I used to send all those projects to other cutters, but started getting complaints that stones were being held for six months or more and the cutters were not returning emails.  So, I finally decided to do the work myself rather than referring people to others that did not provide a good service.  Since I have cut thousands of stones, and have that experience, I was able to develop some cutting concepts to fix a lot of the commercially cut stones without losing a ton of weight or having to do total recuts.  The tops are usually not too badly cut.  The pavilions are almost always 90% of the problem so learning to fix those has been the real key to improving the stones.  As far as reputation goes, I really can’t say much about that other than I always try to do a good job and keep the overall value of the stone in mind so people don’t lose money on their gemstone investments.

How long does each stone take to cut?
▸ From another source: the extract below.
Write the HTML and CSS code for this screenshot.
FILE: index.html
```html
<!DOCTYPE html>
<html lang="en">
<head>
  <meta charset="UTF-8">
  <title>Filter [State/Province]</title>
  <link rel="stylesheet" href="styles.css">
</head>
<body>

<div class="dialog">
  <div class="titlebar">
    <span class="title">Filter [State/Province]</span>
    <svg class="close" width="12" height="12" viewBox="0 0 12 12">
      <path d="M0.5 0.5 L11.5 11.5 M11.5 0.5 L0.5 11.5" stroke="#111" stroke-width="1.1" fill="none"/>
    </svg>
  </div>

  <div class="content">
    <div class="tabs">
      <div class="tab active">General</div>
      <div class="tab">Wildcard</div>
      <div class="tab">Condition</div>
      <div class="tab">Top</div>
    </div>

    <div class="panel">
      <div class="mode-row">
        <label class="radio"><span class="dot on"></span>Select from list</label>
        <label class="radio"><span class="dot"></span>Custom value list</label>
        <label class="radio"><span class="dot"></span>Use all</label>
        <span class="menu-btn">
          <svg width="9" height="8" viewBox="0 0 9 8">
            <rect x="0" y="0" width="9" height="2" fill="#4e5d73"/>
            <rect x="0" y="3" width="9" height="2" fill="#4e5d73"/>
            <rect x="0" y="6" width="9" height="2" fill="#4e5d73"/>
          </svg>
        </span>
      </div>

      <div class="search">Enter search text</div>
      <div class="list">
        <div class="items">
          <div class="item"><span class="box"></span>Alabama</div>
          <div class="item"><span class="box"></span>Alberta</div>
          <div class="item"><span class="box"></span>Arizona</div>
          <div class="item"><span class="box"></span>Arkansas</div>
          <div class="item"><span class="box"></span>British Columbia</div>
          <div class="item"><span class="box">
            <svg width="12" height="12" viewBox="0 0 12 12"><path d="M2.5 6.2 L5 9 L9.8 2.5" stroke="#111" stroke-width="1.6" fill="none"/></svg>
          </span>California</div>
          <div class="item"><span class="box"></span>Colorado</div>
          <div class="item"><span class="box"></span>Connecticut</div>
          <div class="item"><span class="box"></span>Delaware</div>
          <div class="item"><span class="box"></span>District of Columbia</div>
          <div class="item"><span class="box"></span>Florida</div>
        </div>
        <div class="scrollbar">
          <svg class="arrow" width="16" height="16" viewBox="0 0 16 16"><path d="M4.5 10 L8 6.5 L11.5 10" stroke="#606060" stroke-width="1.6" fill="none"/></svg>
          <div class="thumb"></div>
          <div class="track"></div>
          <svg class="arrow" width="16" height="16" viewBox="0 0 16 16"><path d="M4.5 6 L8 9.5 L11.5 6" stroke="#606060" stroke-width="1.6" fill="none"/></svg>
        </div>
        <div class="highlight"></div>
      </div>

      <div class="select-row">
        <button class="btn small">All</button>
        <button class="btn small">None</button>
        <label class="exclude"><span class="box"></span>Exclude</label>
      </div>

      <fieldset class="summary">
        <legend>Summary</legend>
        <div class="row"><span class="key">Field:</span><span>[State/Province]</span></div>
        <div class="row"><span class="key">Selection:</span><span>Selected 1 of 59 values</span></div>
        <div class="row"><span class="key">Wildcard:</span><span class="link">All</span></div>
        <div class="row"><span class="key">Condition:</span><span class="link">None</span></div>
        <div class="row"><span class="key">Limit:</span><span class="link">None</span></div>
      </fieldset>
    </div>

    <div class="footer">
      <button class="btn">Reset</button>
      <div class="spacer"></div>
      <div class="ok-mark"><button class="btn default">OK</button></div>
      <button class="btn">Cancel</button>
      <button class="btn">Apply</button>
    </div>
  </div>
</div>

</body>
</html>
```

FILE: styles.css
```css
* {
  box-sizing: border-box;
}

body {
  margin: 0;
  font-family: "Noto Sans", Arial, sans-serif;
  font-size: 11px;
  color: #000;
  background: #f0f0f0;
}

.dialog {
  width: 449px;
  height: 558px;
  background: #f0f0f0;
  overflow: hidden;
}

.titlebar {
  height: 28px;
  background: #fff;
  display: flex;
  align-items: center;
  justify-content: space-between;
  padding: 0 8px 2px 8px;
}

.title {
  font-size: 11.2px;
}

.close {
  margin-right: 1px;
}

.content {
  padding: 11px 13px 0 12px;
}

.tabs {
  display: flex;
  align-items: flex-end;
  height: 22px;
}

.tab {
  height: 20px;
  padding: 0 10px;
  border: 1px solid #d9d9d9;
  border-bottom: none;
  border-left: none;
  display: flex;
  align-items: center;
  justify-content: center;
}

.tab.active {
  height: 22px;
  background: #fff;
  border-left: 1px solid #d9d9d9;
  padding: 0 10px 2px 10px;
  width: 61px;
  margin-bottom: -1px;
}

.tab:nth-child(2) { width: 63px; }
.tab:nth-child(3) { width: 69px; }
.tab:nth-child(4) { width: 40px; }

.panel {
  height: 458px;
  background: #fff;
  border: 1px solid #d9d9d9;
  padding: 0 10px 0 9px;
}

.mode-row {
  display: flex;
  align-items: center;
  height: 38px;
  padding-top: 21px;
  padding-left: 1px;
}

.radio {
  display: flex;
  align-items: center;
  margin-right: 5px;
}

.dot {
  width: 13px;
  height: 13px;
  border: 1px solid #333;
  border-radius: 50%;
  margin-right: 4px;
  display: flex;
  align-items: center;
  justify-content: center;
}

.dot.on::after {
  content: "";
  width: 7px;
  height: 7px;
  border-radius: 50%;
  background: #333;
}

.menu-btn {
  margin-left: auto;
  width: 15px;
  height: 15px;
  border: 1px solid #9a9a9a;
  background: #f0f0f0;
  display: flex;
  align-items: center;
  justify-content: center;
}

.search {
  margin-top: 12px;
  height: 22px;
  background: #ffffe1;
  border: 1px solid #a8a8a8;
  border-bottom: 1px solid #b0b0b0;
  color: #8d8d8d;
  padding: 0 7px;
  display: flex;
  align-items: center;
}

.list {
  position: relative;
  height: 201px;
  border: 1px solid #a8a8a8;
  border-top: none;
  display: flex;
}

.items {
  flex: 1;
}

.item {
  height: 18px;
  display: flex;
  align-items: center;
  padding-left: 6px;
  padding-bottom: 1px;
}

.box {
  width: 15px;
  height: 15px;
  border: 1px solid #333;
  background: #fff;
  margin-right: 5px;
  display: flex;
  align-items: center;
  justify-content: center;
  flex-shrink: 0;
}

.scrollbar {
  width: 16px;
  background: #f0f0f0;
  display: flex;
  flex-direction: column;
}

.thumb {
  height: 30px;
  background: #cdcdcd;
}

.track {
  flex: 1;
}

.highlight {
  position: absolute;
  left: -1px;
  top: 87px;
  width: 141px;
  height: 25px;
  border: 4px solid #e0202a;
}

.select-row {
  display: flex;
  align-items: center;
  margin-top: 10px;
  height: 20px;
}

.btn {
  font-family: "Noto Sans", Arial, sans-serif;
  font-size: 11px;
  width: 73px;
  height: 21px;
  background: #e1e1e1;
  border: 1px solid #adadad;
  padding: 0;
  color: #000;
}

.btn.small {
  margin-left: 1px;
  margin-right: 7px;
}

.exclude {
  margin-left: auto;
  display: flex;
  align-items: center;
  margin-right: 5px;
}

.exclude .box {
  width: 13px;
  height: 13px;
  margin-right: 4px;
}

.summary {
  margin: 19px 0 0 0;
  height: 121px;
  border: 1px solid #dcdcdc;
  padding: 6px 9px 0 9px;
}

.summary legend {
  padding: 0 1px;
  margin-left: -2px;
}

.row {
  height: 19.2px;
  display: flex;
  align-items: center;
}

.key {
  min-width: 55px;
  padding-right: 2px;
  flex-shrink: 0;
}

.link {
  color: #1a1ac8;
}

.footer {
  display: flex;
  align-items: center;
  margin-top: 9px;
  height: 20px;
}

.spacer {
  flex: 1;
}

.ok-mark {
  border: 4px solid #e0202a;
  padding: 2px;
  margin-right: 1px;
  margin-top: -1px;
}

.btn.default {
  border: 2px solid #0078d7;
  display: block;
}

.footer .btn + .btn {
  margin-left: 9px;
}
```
Do certain shapes take longer to cut?
Most smaller stones that cut to be 2 carats or less take 2-3 hours to cut.  Bigger stones take longer, but not proportionally so.  For example, a two carat finished garnet might take three hours, and a 10 carat more like 5 hours.  simple shapes like rounds, squares and emerald cuts are fastest.  Shapes with long curved sides take a bit longer.  Examples would be ovals, pears, marquise cuts, etc.

What’s each of your favorite colors? Do you tend to try to cut those more often?
After all the years of graphic arts and now colorful gemstones, I have no favorite color.  I don’t, however, like olive green or brownish pink colors.  Cindi’s favorite colors are pink and green.  She tends to like all colors, even some of the “ugly” ones, except red.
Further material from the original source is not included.